Le film ne se raconte pas, mais se vit. Le réalisateur Carlos Vermut; dont c'est le second film; joue avec le spectateur, en effectuant des aller/retour dans le temps, tout en nous emmenant dans de multiples directions. Le but n'est pas de nous perdre en route, mais de nous manipuler et de nous prendre à contre-pied, comme va le faire son héroïne Barbara (Barbara Lennie).
On est sous le charme de cette femme psychologiquement fragile et soumise à son mari. On est aussi en empathie pour Alicia (Lucia Pollen) atteinte d'une leucémie. Deux personnages féminins, un ange et un démon, ou l'inverse ? Luis (Luis Bermejo), le père de la dernière, va tout mettre en oeuvre pour assouvir les rêves de sa fille, jusqu'à en perdre la raison.

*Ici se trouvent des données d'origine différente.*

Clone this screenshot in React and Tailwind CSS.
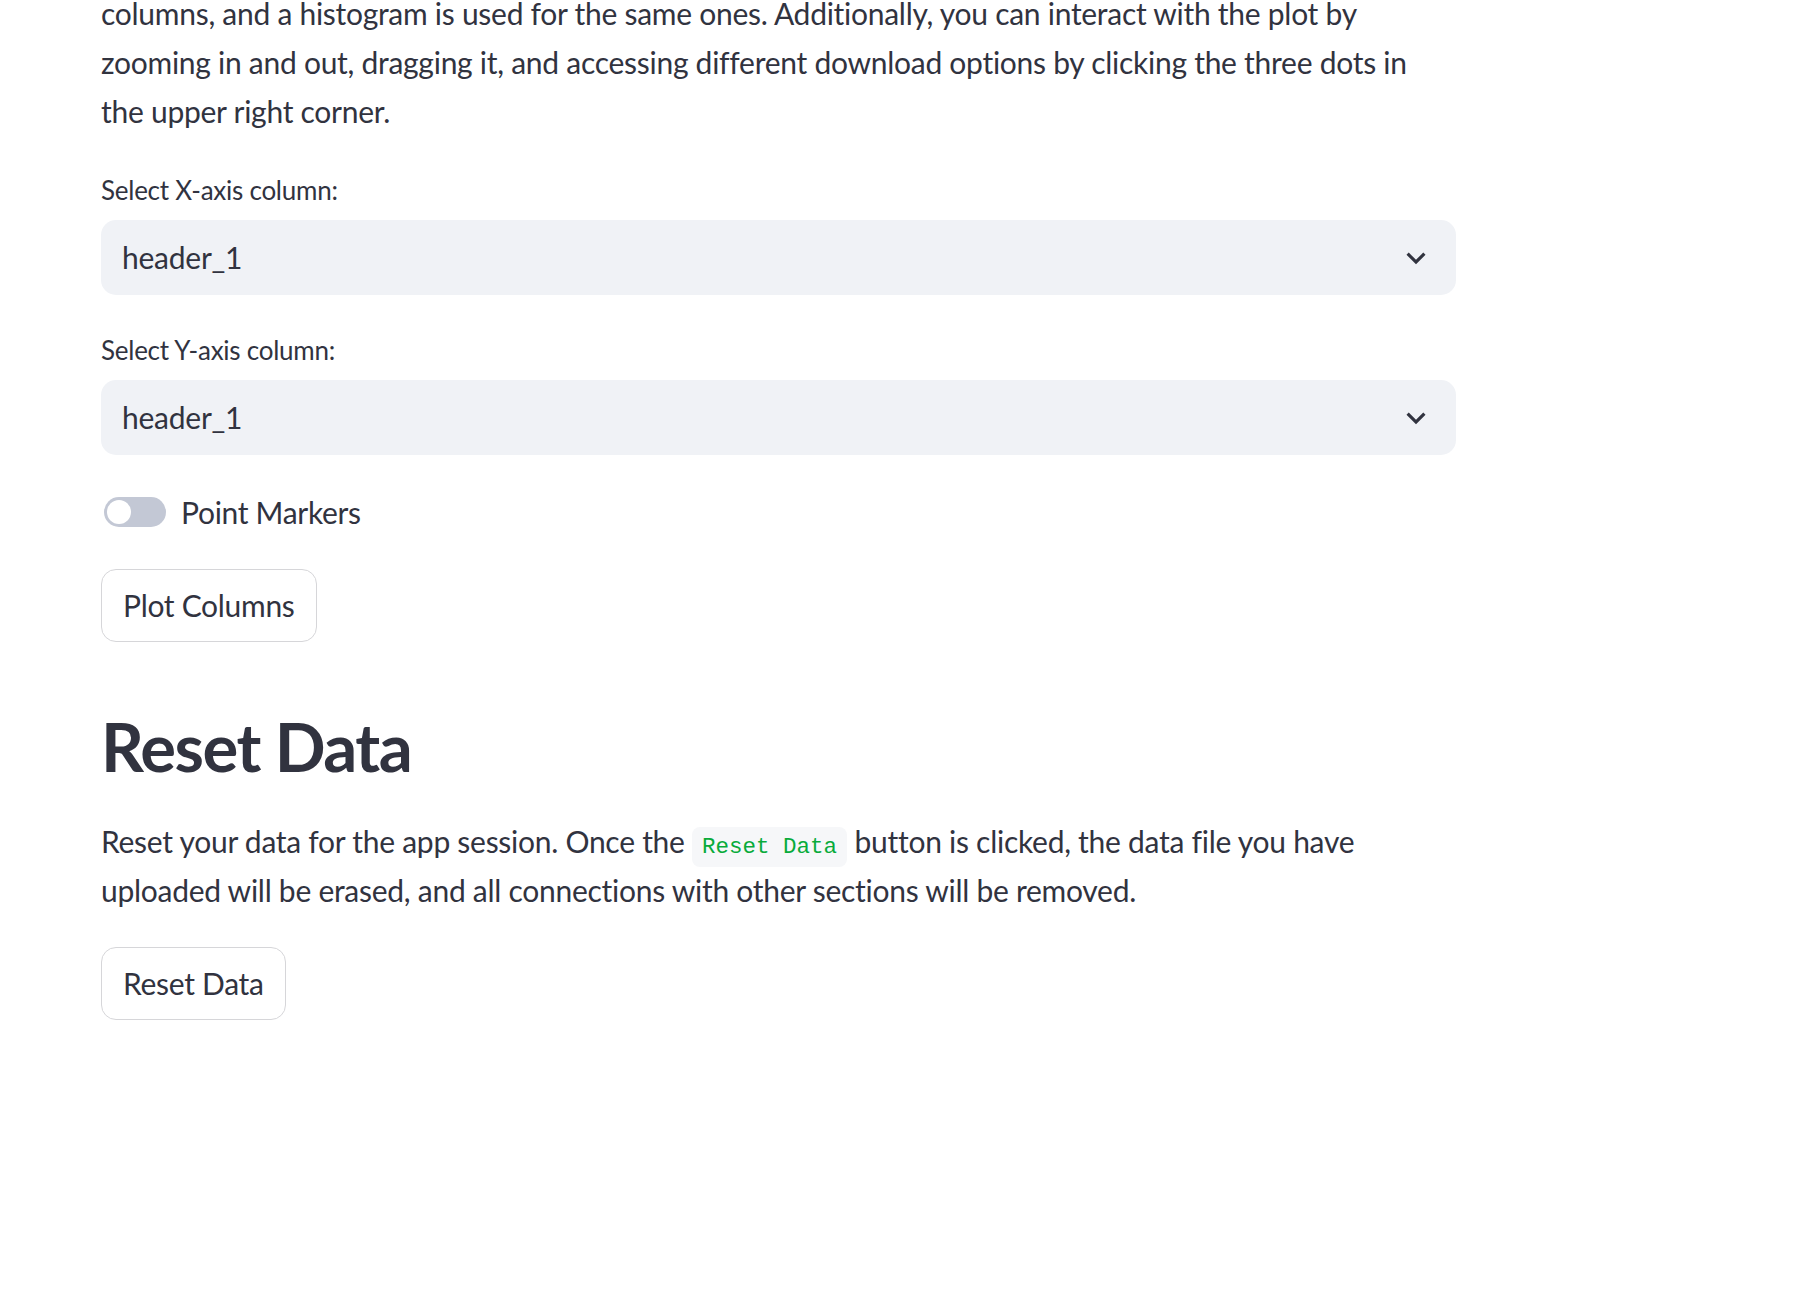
import React from "react";

const font = { fontFamily: "Lato, 'Noto Sans', sans-serif" };

function Chevron() {
  return (
    <svg width="38" height="38" viewBox="0 0 24 24" className="text-[#31333f]" fill="currentColor">
      <path d="M7.41 8.59 12 13.17l4.59-4.58L18 10l-6 6-6-6 1.41-1.41z" />
    </svg>
  );
}

function SelectBox({ label, value }) {
  return (
    <div className="flex flex-col">
      <div className="text-[26px] leading-[42px] tracking-[-0.25px] text-[#31333f]">{label}</div>
      <div className="mt-[9px] h-[75px] w-[1355px] rounded-[15px] bg-[#f0f2f6] flex items-center justify-between pl-[21px] pr-[21px]">
        <span className="text-[30px] tracking-[-0.25px] text-[#31333f]">{value}</span>
        <Chevron />
      </div>
    </div>
  );
}

function Button({ children }) {
  return (
    <button
      type="button"
      className="h-[73px] px-[21px] rounded-[15px] border border-[#d6d6d9] bg-white text-[30px] tracking-[-0.3px] text-[#31333f] self-start"
    >
      {children}
    </button>
  );
}

export default function App() {
  return (
    <div className="min-h-[1300px] bg-white overflow-hidden" style={font}>
      <div className="pl-[101px] flex flex-col text-[#31333f]">
        <div className="mt-[-11px] text-[30px] leading-[49px] tracking-[-0.27px] whitespace-nowrap">
          <div>columns, and a histogram is used for the same ones. Additionally, you can interact with the plot by</div>
          <div>zooming in and out, dragging it, and accessing different download options by clicking the three dots in</div>
          <div>the upper right corner.</div>
        </div>

        <div className="mt-[33px]">
          <SelectBox label="Select X-axis column:" value="header_1" />
        </div>
        <div className="mt-[34px]">
          <SelectBox label="Select Y-axis column:" value="header_1" />
        </div>

        <div className="mt-[33px] flex items-center h-[48px]">
          <div className="ml-[3px] w-[62px] h-[30px] rounded-full bg-[#c3c8d5] flex items-center pl-[3px]">
            <div className="w-[24px] h-[24px] rounded-full bg-white" />
          </div>
          <span className="ml-[15px] text-[30px] tracking-[-0.3px]">Point Markers</span>
        </div>

        <div className="mt-[33px]">
          <Button>Plot Columns</Button>
        </div>

        <h2 className="mt-[64px] text-[67px] leading-[81px] font-bold tracking-[-1.5px]">Reset Data</h2>

        <div className="mt-[30px] text-[30px] leading-[49px] tracking-[-0.27px] whitespace-nowrap">
          <div>
            Reset your data for the app session. Once the{" "}
            <code
              className="text-[22.5px] leading-none tracking-normal text-[#09ab3b] bg-[#f6f7f9] rounded-[8px] px-[10px] py-[7px]"
              style={{ fontFamily: "'Liberation Mono', monospace" }}
            >
              Reset Data
            </code>{" "}
            button is clicked, the data file you have
          </div>
          <div>uploaded will be erased, and all connections with other sections will be removed.</div>
        </div>

        <div className="mt-[32px]">
          <Button>Reset Data</Button>
        </div>
      </div>
    </div>
  );
}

La raison est un des thèmes du film, il est associé à l'émotion, des sentiments entre lesquels oscille le peuple espagnol. Un combat entre les deux s'engage, lequel va prendre le pas sur l'autre, là est le véritable enjeu de ce film qui tente de comprendre l'âme ibérique.
Cette dualité va être définie à travers la corrida, ou le taureau affronte un toréador, soit l'émotion face à la technique. C'est le reflet de l'état d'esprit de ce pays en pleine indécision, au contraire des états nordiques "dits" cérébraux, alors que le moyen-orient est dans l'émotion. Dans l'impossibilité de faire un choix, ils sont toujours à la recherche de leur identité, dans une Espagne en pleine crise économique où les rues et bars sont désertés. Dans ce calme apparent, se cache un volcan en sommeil. Le hasard va le réveiller, au risque de le voir entré en éruption.
Le film est d'une lenteur hypnotique. La réalisation glaçante de Carlos Vermut est envoûtante, comme la beauté vénéneuse de Barbara Lennie. Les plans, comme les personnages, sont extrêmement bien travaillés. La direction d'acteurs est tout aussi réussie, que son montage et sa forme visuelle. C'est un puzzle, où chaque pièce est vitale pour parvenir à finir l'histoire, mais si elle en manque une, tout peut déraper.
C'est souvent déroutant, les pistes sont brouillées et l'horreur se déroule hors-champ. Ne pas voir, mais savoir, a plus d'impact dans l'esprit du spectateur. On est mis constamment à contribution au cours du récit, en tentant de comprendre et de deviner ce qui va se er après chaque révélation. Dans ce drame psychologique, le spectateur ne se contente pas de regarder les événements. Son imagination est mis à contribution et c'est rarement agréable. Le film nous sort de notre zone de confort et comme Enemy l'année dernière, il nous colle à la peau longtemps après être sorti de la séance. Certes, c'est moins tordu et réussi, mais il nous secoue assez, pour rester à l'esprit.
Après La Isla Minima, le cinéma espagnol prouve avec La Nina de Fuego qu'il se porte très bien, en se révélant plus audacieux que la plupart des productions actuelles. Ce labyrinthe est une expérience visuelle et narrative à vivre, au risque d'y perdre la raison, en étant emporté par nos émotions face à la petite fille de feu.